Prompt => Every line that includes the word "index" is to be listed.

Dataset section =>
= = = = =
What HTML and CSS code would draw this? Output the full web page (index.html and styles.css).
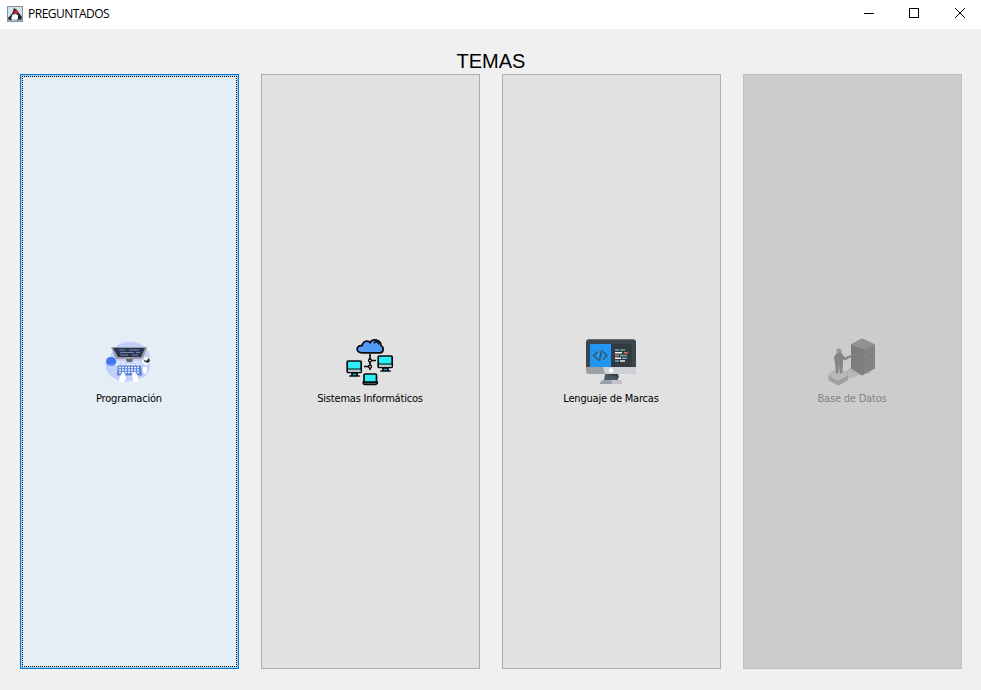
FILE: index.html
```html
<!DOCTYPE html>
<html lang="es">
<head>
<meta charset="utf-8">
<title>PREGUNTADOS</title>
<link rel="stylesheet" href="styles.css">
</head>
<body>
<header class="titlebar">
  <svg class="app-icon" viewBox="0 0 16 16">
    <rect width="16" height="16" fill="#8195a5"/>
    <rect x="1" y="1" width="14" height="14" fill="#d5e1ea"/>
    <path d="M1 11h14v4H1z" fill="#a8b8c5"/>
    <path d="M5.500 7 7 2l3 2 2 3 3 4-1 3-3-1H5l-3 1-1-2 2-2z" fill="#20262b"/>
    <path d="M5.500 8.500 8 8l3 1v4l-2 1-1.500-1L5 14l-1-1z" fill="#fff"/>
    <path d="m3 14 2-1m5 1 2-1" stroke="#20262b"/>
    <circle cx="9" cy="6.200" r="1.900" fill="#e3202b"/>
  </svg>
  <span class="window-title">PREGUNTADOS</span>
  <div class="controls">
    <svg viewBox="0 0 46 28"><path d="M12 13.500h10" /></svg>
    <svg viewBox="0 0 46 28"><path d="M11.500 8.500h9v9h-9z"/></svg>
    <svg viewBox="0 0 46 28"><path class="diagonal" d="m11.200 8.200 9.600 9.600m0-9.600-9.600 9.600"/></svg>
  </div>
</header>
<main>
  <h1>TEMAS</h1>
  <div class="topics">
    <button class="topic focused">
      <svg class="icon" viewBox="0 0 50 50">
        <path d="M14 9C22 4 34 5 41 11c6 5 5 12 5 19 0 8-8 14-17 14-6 2-13 3-17-1C4 40-1 31 3 25c4-5 5-12 11-16z" fill="#c0d0fb"/>
        <ellipse cx="7" cy="25.500" rx="5" ry="4.500" fill="#3f74ee"/>
        <path d="M4 29h6" stroke="#8ba9f3"/>
        <path d="M7 11h36l-4 12H12z" fill="#9b9b9e"/>
        <path d="M9 12h32l-4 9H14z" fill="#263456"/>
        <path d="M15 14h6m4 0h10M16 16.500h14m2 0h4M16 19h8m4 0h6" stroke="#7885a3"/>
        <path d="M22 23h7l-1 3h-5z" fill="#66676e"/>
        <path d="M13 26h8m9 0h6M12 28.500h26" stroke="#eef2fd" stroke-width="1.500" stroke-dasharray="4 1"/>
        <path d="M14 29.500h23l1 10H13z" fill="#5d82da"/>
        <path d="M15 31.500h20M15 34h20M15 36.500h20" stroke="#e9f0ff" stroke-width="1.500" stroke-dasharray="2 1"/>
        <path d="m15 44 2-6 3-2 1 2 1 5-3 4-4-2zm20 1-2-7-4-2-1 3 1 5 2 2zM39 31h4v5l-2 2-2-2z" fill="#fff"/>
        <circle cx="42" cy="25" r="4" fill="#f7f8fb"/>
        <path d="m39 23 3 2 3-3 1 3-2 2-3-1z" fill="#222e44"/>
      </svg>
      <span>Programación</span>
    </button>
    <button class="topic">
      <svg class="icon" viewBox="0 0 50 50">
        <g stroke="#080b0d" stroke-width="1.700" stroke-linejoin="round">
          <path d="M25 18v16M19 30.500h6M25 24.500h6" fill="none"/>
          <path d="M17 16.800c-7 0-6-8 0-7 1-5 6-6 8-3 3-5 11-3 11 3 3 1 3 7-1 7z" fill="#519bf5"/>
          <path d="M29 7.500c1-3 4-2 5 1" fill="none" stroke-width="1.400"/>
          <g id="monitor">
            <rect x="2.200" y="25" width="14" height="11.500" rx="1" fill="#2cf0f5"/>
            <path d="M3 33.500h12.500v2.500H3z" fill="#bbc6c9" stroke="none"/>
            <path d="M2.500 33h13.500" stroke-width="1"/>
            <path d="M7 37h5v3h2H5h2z" fill="#0cabb8"/>
          </g>
          <use href="#monitor" x="31" y="-5"/>
          <rect x="19" y="38" width="12.500" height="9" rx="1" fill="#2cf0f5"/>
          <path d="M18.300 46.200h13.900v1.200q-.5 1-2 1H20q-1.500 0-1.700-1z" fill="#8f9fa1"/>
          <circle cx="25" cy="24.500" r="1.500" stroke-width="1.300" fill="#ffd77b"/>
          <circle cx="25" cy="30.700" r="1.500" stroke-width="1.300" fill="#ffd77b"/>
        </g>
      </svg>
      <span>Sistemas Informáticos</span>
    </button>
    <button class="topic">
      <svg class="icon" viewBox="0 0 50 50">
        <path d="M3 3.200h44q3 0 3 3V31H0V6.200q0-3 3-3z" fill="#3b464f"/>
        <path d="M25 8h21v23H25z" fill="#323a42"/>
        <path d="M4 8h21v23H4z" fill="#2196f3"/>
        <path d="M0 31h50v4q0 3-3 3H3q-3 0-3-3z" fill="#9d9fa7"/>
        <path d="M17 31h33v4q0 3-3 3H19z" fill="#ced0d5"/>
        <circle cx="25" cy="34.500" r="2.200" fill="#fff"/>
        <path d="M19 38h13v7H18z" fill="#4c5a64"/>
        <path d="M21 38h11l1 4z" fill="#35434c"/>
        <path d="M17 44h16q3 1 3 4H14q0-3 3-4z" fill="#99a0ac"/>
        <path d="M25 44h8q3 1 3 4H26z" fill="#c1c4ca"/>
        <path d="m12 15.500-4.500 4 4.500 4M17 15.500l4 4-4 4M15.800 14l-2.500 11" fill="none" stroke="#39515f" stroke-width="1.400"/>
        <g fill="none" stroke-width="1.600">
          <path d="M29 14h4M29 19.500h4M36 22.300h5M29 25h4" stroke="#62a4dc"/>
          <path d="M34 14h5M34 19.500h7" stroke="#6bb37c"/>
          <path d="M29 16.700h7m-7 5.600h6m-1 2.700h5" stroke="#f2f2ef"/>
          <path d="M38 16.700h4M29 19.500h3" stroke="#df6670"/>
        </g>
      </svg>
      <span>Lenguaje de Marcas</span>
    </button>
    <button class="topic" disabled>
      <svg class="icon" viewBox="2 -0.500 50 50">
        <path d="m3 38 10-7 7 4 10-7 17 8-21 5-8 5z" fill="#b5b5b5"/>
        <path d="m3 39 11-6 9 6v5l-10 5-9-5z" fill="#a0a0a0"/>
        <path d="m3 39 11-6 9 6-10 5z" fill="#b9b9b9"/>
        <path d="m26 8 11-6 13 6v24L37 39l-11-7z" fill="#848484"/>
        <path d="m26 8 11-6 13 6-12 5z" fill="#929292"/>
        <path d="M26 8l12 5v26l-12-7z" fill="#7e7e7e"/>
        <path d="m27 13 11 5 11-5M27 19l11 5 11-5M27 25l11 5 11-5M38 13v25" fill="none" stroke="#777" stroke-width=".6"/>
        <circle cx="14" cy="14.500" r="2.500" fill="#989898"/>
        <path d="m11 17 5-1 4 5 7-3v2l-7 4-2-1v6l-1 8h-2l-1-8-1 8h-2l-1-10-1-6z" fill="#858585"/>
      </svg>
      <span>Base de Datos</span>
    </button>
  </div>
</main>
</body>
</html>
```
FILE: styles.css
```css
* { box-sizing: border-box; }
body {
  margin: 0;
  height: 690px;
  overflow: hidden;
  display: flex;
  flex-direction: column;
  background: #f0f0f0;
  color: #000;
}
.titlebar {
  height: 29px;
  flex: none;
  display: flex;
  align-items: center;
  padding: 0 0 2px 7px;
  overflow: hidden;
  background: #fff;
  font: 12px/20px "Open Sans", sans-serif;
}
.app-icon { width: 16px; height: 16px; margin-right: 5px; }
.window-title { letter-spacing: -.5px; }
.controls { display: flex; margin: 0 -9px 0 auto; }
.controls svg {
  width: 46px;
  height: 28px;
  fill: none;
  stroke: #000;
  stroke-width: 1;
  shape-rendering: crispEdges;
}
.controls .diagonal { shape-rendering: auto; }
main {
  flex: 1;
  display: flex;
  flex-direction: column;
  padding: 20px 19px 21px 20px;
}
h1 {
  margin: 0;
  height: 25px;
  text-align: center;
  font: 20px/25px "Liberation Sans", sans-serif;
}
.topics {
  flex: 1;
  display: grid;
  grid-template-columns: repeat(4, 219px);
  gap: 22px;
}
.topic {
  display: flex;
  flex-direction: column;
  align-items: center;
  justify-content: center;
  padding: 0 1px 1px 0;
  border: 1px solid #adadad;
  border-radius: 0;
  background: #e1e1e1;
  color: #000;
  font: 11px/14px "DejaVu Sans Condensed", "DejaVu Sans", sans-serif;
}
.icon { width: 50px; height: 50px; margin-bottom: 6px; }
.topic span { letter-spacing: -.2px; }
.focused {
  border-color: #0078d7;
  background: #e5edf5;
  box-shadow: inset 0 0 0 1px #a6d1f5;
  outline: 1px dotted #000;
  outline-offset: -3px;
}
.topic:disabled {
  border-color: #bfbfbf;
  background: #ccc;
  color: #838383;
}
```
= = = = =
Worked answer =>
What HTML and CSS code would draw this? Output the full web page (index.html and styles.css).
FILE: index.html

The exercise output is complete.